Recently in the news, an Ivy League economist was escorted off a plane and interrogated for doing math.
Guido Menzio, a tenured professor at the University of Pennsylvania and Italian economist, was scribbling away in his airplane seat, working out properties of a price-setting model he was going to present at Queens University in the near future. His neighbor on the airplane, a “blond-haired, 30-something woman sporting flip-flops and a red tote bag,” believed he was a terrorist, scribbling nefarious notes in some “foreign” language (“perhaps Arabic”). After a long delay, Professor Menzio was escorted off the plane and accused of being a terrorist by a security agent. Guido, to his credit, laughed incredulously at the accusation.

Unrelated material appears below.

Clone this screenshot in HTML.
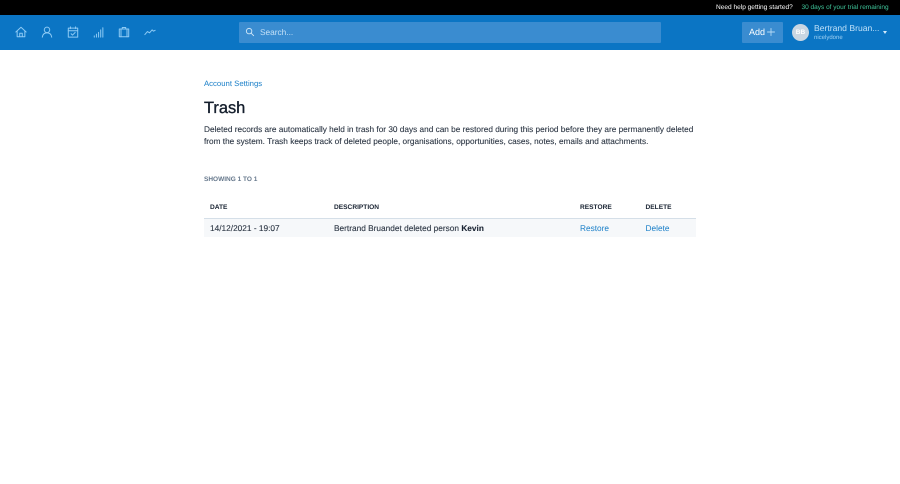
<!DOCTYPE html>
<html><head><meta charset="utf-8"><style>
*{box-sizing:border-box}
html,body{margin:0;padding:0;background:#fff}
body{width:900px;height:484px;overflow:hidden;position:relative;font-family:"Liberation Sans",sans-serif;color:#1a2433;text-rendering:geometricPrecision}
.a{position:absolute;white-space:nowrap}
svg{position:absolute;fill:none;stroke:#8fcbf5;stroke-width:1.15;stroke-linecap:round;stroke-linejoin:round}
.h{font-size:6.6px;line-height:8px;font-weight:bold;color:#1a2433}
.t{font-size:8.3px;line-height:12px;color:#2a3442;-webkit-text-stroke:.1px #2a3442}
.l{font-size:8.3px;line-height:12px;color:#1a7fc8}
</style></head><body>
<div class="a" style="left:0;top:0;width:900px;height:14.500px;background:#000"></div>
<div class="a" style="left:716px;top:3px;font-size:6.55px;line-height:9px;color:#fff">Need help getting started?</div>
<div class="a" style="left:801.500px;top:3px;font-size:6.5px;line-height:9px;color:#3fc59a">30 days of your trial remaining</div>
<div class="a" style="left:0;top:14.500px;width:900px;height:35.500px;background:#0b75c4"></div>

<svg style="left:15px;top:26px" width="12" height="12" viewBox="0 0 14 14"><path d="M1 7L7 1.500 13 7M2.500 6V12.500H11.500V6M5.500 12.500V8.500H8.500V12.500"/></svg>
<svg style="left:41px;top:26px" width="12" height="12" viewBox="0 0 14 14"><circle cx="7" cy="4.500" r="3.200"/><path d="M1.500 13C2 9.500 4 8 7 8s5 1.500 5.500 5"/></svg>
<svg style="left:67px;top:26px" width="12" height="12" viewBox="0 0 14 14"><rect x="1.500" y="2.500" width="11" height="10.500"/><path d="M1.500 5.500H12.500M4 1V3M10 1V3M4.800 9L6.500 10.600 9.500 7.600"/></svg>
<svg style="left:93px;top:26px" width="12" height="12" viewBox="0 0 14 14"><path d="M1.500 13V11.500M4 13V9.500M6.500 13V7.500M9 13V4.500M11.500 13V2"/></svg>
<svg style="left:118px;top:26px" width="12" height="12" viewBox="0 0 14 14"><rect x="1.500" y="3.500" width="11" height="9"/><path d="M3.500 3.500V12.500M10.500 3.500V12.500M5 3.500V1.800H9V3.500"/></svg>
<svg style="left:144px;top:26px" width="12" height="12" viewBox="0 0 14 14"><path d="M1 10L4 6.500 6.500 8 9.500 4.500 11 6 13 5"/></svg>

<div class="a" style="left:239px;top:22px;width:422px;height:21px;background:#3a8cd0;border-radius:1px"></div>
<svg style="left:245px;top:27px;stroke:#cfe6f8;stroke-width:1" width="10" height="10" viewBox="0 0 11 11"><circle cx="4.500" cy="4.500" r="3"/><path d="M6.800 6.800L9.500 9.500"/></svg>
<div class="a" style="left:260px;top:27px;font-size:8.3px;line-height:11px;color:#c3e0f7">Search...</div>

<div class="a" style="left:742px;top:22px;width:41px;height:21px;background:#3a8cd0;border-radius:1px"></div>
<div class="a" style="left:749px;top:27px;font-size:9px;line-height:11px;color:#fff">Add</div>
<svg style="left:767px;top:28px;stroke:#b5daf5;stroke-width:1" width="8" height="8" viewBox="0 0 9 9"><path d="M4.500 .5V8.500M.5 4.500H8.500"/></svg>
<div class="a" style="left:792px;top:24px;width:17px;height:17px;border-radius:50%;background:#c9d6e2;color:#fff;font-size:6.500px;line-height:17px;text-align:center;font-weight:bold">BB</div>
<div class="a" style="left:814px;top:23px;font-size:8.6px;line-height:11px;color:#bfe0f8">Bertrand Bruan...</div>
<div class="a" style="left:814px;top:34px;font-size:6px;line-height:8px;color:#9fd0f2">nicelydone</div>
<div class="a" style="left:882.500px;top:31px;width:0;height:0;border-left:2.500px solid transparent;border-right:2.500px solid transparent;border-top:3px solid #d5ebfa"></div>

<div class="a" style="left:204px;top:78px;font-size:7.75px;line-height:11px;color:#1a7fc8">Account Settings</div>
<div class="a" style="left:204px;top:96.500px;font-size:16.4px;line-height:22px;color:#141e2c;-webkit-text-stroke:.35px #141e2c">Trash</div>
<div class="a t" style="left:204px;top:123.500px;font-size:8.25px;line-height:12.300px">Deleted records are automatically held in trash for 30 days and can be restored during this period before they are permanently deleted<br>from the system. Trash keeps track of deleted people, organisations, opportunities, cases, notes, emails and attachments.</div>
<div class="a" style="left:204px;top:175.500px;font-size:6.500px;line-height:8px;font-weight:bold;color:#66788c">SHOWING 1 TO 1</div>

<div class="a h" style="left:210px;top:203.500px">DATE</div>
<div class="a h" style="left:334px;top:203.500px">DESCRIPTION</div>
<div class="a h" style="left:580px;top:203.500px">RESTORE</div>
<div class="a h" style="left:645.500px;top:203.500px">DELETE</div>

<div class="a" style="left:204px;top:218px;width:492px;height:19px;background:#f6f8fa;border-top:1px solid #d5dfe8"></div>
<div class="a t" style="left:210px;top:222px">14/12/2021 - 19:07</div>
<div class="a t" style="left:334px;top:222px">Bertrand Bruandet deleted person <b style="color:#1a2433">Kevin</b></div>
<div class="a l" style="left:580px;top:222px">Restore</div>
<div class="a l" style="left:645.500px;top:222px">Delete</div>
</body></html>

There are three key pieces of information in this story that reflect poorly on current American society. First is that Menzio, despite being Italian, was ethnically profiled by his neighbor as “Middle Eastern” due to his complexion and accent. Second, the ethnic profiling led to the belief that he may be a terrorist, and it took a two-hour song-and-dance routine that wasted everyone’s time to escort off the plane and accuse him. Third, Menzio was writing math, not Arabic, and no one noticed. Did no one bother to Google his name? Did they think that Menzio was part of the group Al-Gebra, deriving solutions by means and extremes?
Whatever the rationale the woman may have had, it does not excuse the fact that American society is currently engaging in close-minded Islamophobia, blatantly profiling people who look Middle Eastern as Muslim Terrorists (even though many people of Middle Eastern descent are not Muslim, and a ridiculously small percentage of them are terrorists, and incidents have involved people who are not of Middle Eastern descent). Our tendency to fear the unknown and polarize opinions too often leads to hatred. The next time you board a plane, check to make sure that the person you’re about to ethnically profile isn’t writing mathematical equations instead of Arabic before you accuse him of a terrorist plot. Or perhaps, realize that real-life terrorists do not fit common stereotypes; it’s good to remain alert in your surroundings for suspicious activity, but remember that someone’s physical characteristics or choice of language does not immediately make them suspicious.